By Matt Goisman
McALESTER — De’Angelo Rhone has taken the classic path through McAlester’s basketball program. He started playing for the Jr. Buffs at Puterbaugh Middle School, moved up to the freshman squad at McAlester High School, spent his sophomore year on the junior varsity and split his junior year between playing JV ball and acting as a reserve on the varsity.
Now a senior, Rhone has finally gotten a chance to shine, starting multiple games and playing significant minutes at center.
“The biggest thing is this year, from the first two to this year, how much more competitive he is,” Buffs coach Chris Zike said of Rhone on Friday.
“He can do a lot of things, guard, rebound. He’s really bought into battling with (opponents).”
Rhone said he’s always lived in McAlester and has grown up in McAlester’s public school system. His basketball career began long before junior high, he said, when as a boy he played for his father’s team at the Boys and Girls Club.
“I had like this little basketball goal at my house, and I used to just shoot on it when I was little,” Rhone said.
Rhone said he still spends most of his free time either with his Buffs teammates or practicing by himself at his house, though now uses a bigger basket. He added that he has high hopes for this Buffs team, which has started 3-3 and not lost a game by more than 6 points all season.
As one of the Buffs’ starting centers, Rhone’s been a major part of the Buffs success this year. The Buffs have started much faster than they did last year, when they started 0-6, and Rhone credited that to new coach Zike.
“He doesn’t take a lot of credit for it, but he’s the main reason,” Rhone said of Zike. “He makes us work and get better every day.
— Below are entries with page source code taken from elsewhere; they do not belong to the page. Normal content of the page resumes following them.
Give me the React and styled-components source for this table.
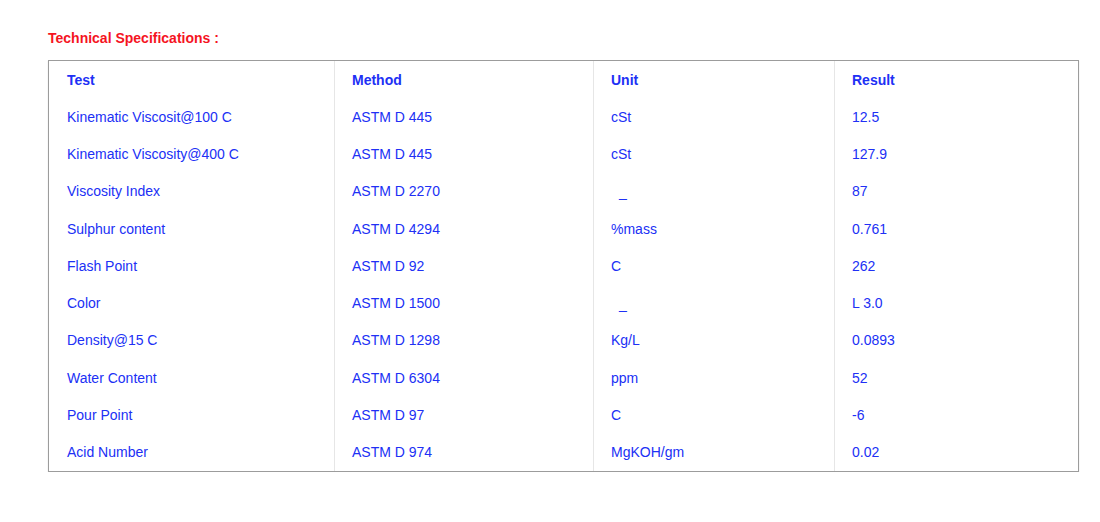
import React from "react";
import styled, { createGlobalStyle } from "styled-components";

const rows = [
	["Kinematic Viscosit@100 C", "ASTM D 445", "cSt", "12.5"],
	["Kinematic Viscosity@400 C", "ASTM D 445", "cSt", "127.9"],
	["Viscosity Index", "ASTM D 2270", "_", "87"],
	["Sulphur content", "ASTM D 4294", "%mass", "0.761"],
	["Flash Point", "ASTM D 92", "C", "262"],
	["Color", "ASTM D 1500", "_", "L 3.0"],
	["Density@15 C", "ASTM D 1298", "Kg/L", "0.0893"],
	["Water Content", "ASTM D 6304", "ppm", "52"],
	["Pour Point", "ASTM D 97", "C", "-6"],
	["Acid Number", "ASTM D 974", "MgKOH/gm", "0.02"],
];

const heads = ["Test", "Method", "Unit", "Result"];

const App = () => {
	return (
		<>
			<GlobalStyle />
			<StyledPage>
				<StyledTitle>Technical Specifications :</StyledTitle>
				<StyledTable>
					{heads.map((h) => (
						<StyledCell key={h} $head>
							{h}
						</StyledCell>
					))}
					{rows.map((row, i) =>
						row.map((value, j) => (
							<StyledCell key={i + "-" + j} $dash={value === "_"}>
								{value}
							</StyledCell>
						))
					)}
				</StyledTable>
			</StyledPage>
		</>
	);
};

const GlobalStyle = createGlobalStyle`
	body {
		margin: 0;
		background: #fff;
		font-family: "Liberation Sans", Arial, sans-serif;
	}
`;

const StyledPage = styled.div`
	padding: 29px 0 0 48px;
`;

const StyledTitle = styled.div`
	color: #f5141f;
	font-weight: 700;
	font-size: 14px;
	line-height: 18px;
	margin-bottom: 13px;
`;

const StyledTable = styled.div`
	width: 1029px;
	display: grid;
	grid-template-columns: 285px 259px 241px 1fr;
	border: 1px solid #9c9c9c;
	box-shadow: 0 1px 1px rgba(0, 0, 0, 0.18);
`;

const StyledCell = styled.div`
	height: 37.27px;
	display: flex;
	align-items: center;
	padding: ${({ $dash }) => ($dash ? "2px 0 0 25px" : "0 0 0 17px")};
	box-sizing: border-box;
	font-size: 14px;
	color: #2030f5;
	font-weight: ${({ $head }) => ($head ? 700 : 400)};
	&:nth-child(4n + 1) {
		padding-left: 18px;
	}
	&:not(:nth-child(4n + 1)) {
		border-left: 1px solid #e6e6e6;
	}
`;

export default App;
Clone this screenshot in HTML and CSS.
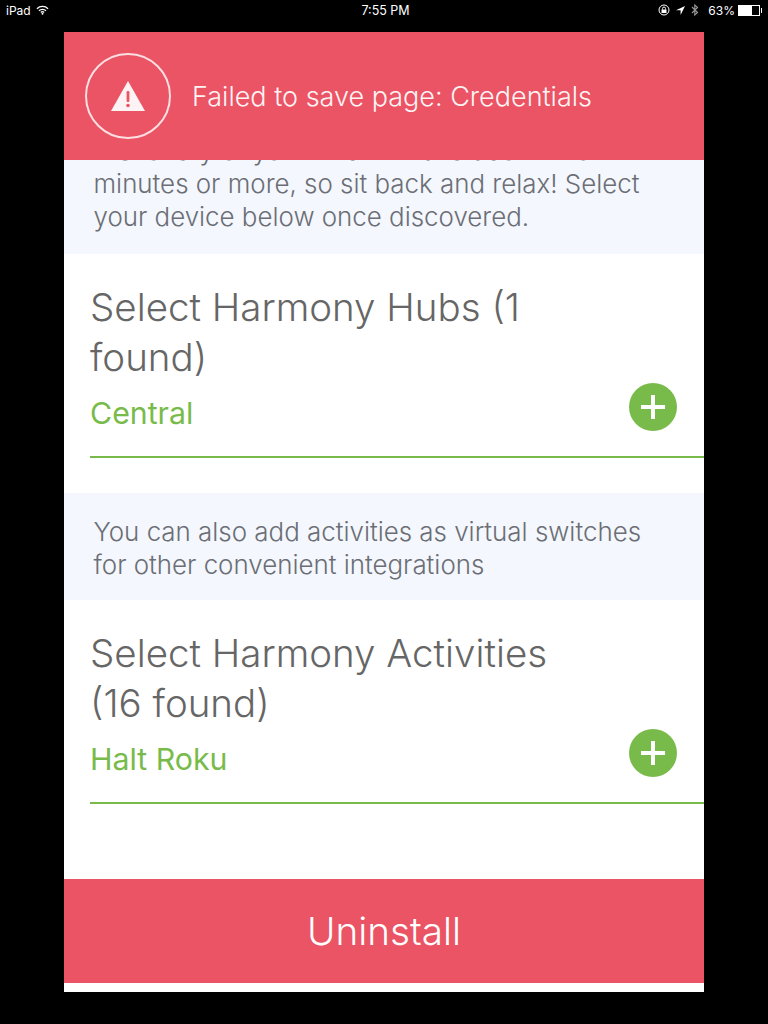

You can’t show up every day not wanting to work.”
Rhone said the Buffs started coming together at a basketball camp at Oklahoma Baptist University in Shawnee over the summer. They played especially well in a Dec. 13 game against Wewoka in the consolation semifinals of the Okemah Invitational.
The Buffs beat Wewoka 64-59, then came back the next day to beat Riverside in the consolation finals.
“We all stepped it up, all together,” Rhone said of the Wewoka game.
“We can go as far as we want to go, as long as we keep working. If we keep working hard, we can go as far as we can imagine. But if we start slowing down and not playing well, it’s going to be just like last year.”
Zike said Rhone brings a level of athleticism to his position that works well with McAlester’s fast-paced offense, and Rhone agreed that the 2013-14 Buffs seem to play best when they’re flying up and down the court.
As a center, Rhone said he sees rebounding as his primary responsibility to the team.
“Rebounds really do win games,” Rhone said. He added that rebounding comes down to a combination of “boxing out and making sure I get my man boxed out so everybody has a fair chance at getting the rebound.”
The Buffs still have two months left of basketball season, and Rhone said this senior year hasn’t yet felt like it’s flying by. But once it’s over, Rhone said he’ll most miss his teammates.
“It’s been a privilege to be able to play basketball and be around all these people,” Rhone said.
Rhone said he’s also run track and field for McAlester in the past, competing in the 400- and 800-meter dash. He said that assuming McAlester fields a track team in the spring — McAlester athletic secretary Mary Martin confirmed it would — he’ll most likely run again this spring.
After graduation, however, Rhone’s plans become far more unsure. He said he might go to college, but he hasn’t started applying to schools, nor has he decided on a major.
Rhone might be leaning towards the social sciences, as he said his favorite class at MHS has been a government class taught by Buffs assistant coach Ryan Walters.
“He’s a good teacher, and he makes sure everything gets to us, and I just love history,” Rhone said.
Rhone said his dream school is Oklahoma State University in Stillwater. But if he doesn’t go to college next year, he might instead work for his father LeNard Rhone at Rhone Insurance Agency in McAlester.
“I used to work for him during the summer, so I have some experience,” Rhone said of his father’s agency. “I was filing stuff for him, typing stuff into the computer.”
It’s taken Rhone four years to earn his playing time, but he’s finally earned his place on McAlester’s varsity squad.
Whatever next year may bring, Rhone seems fully grounded in this current basketball season.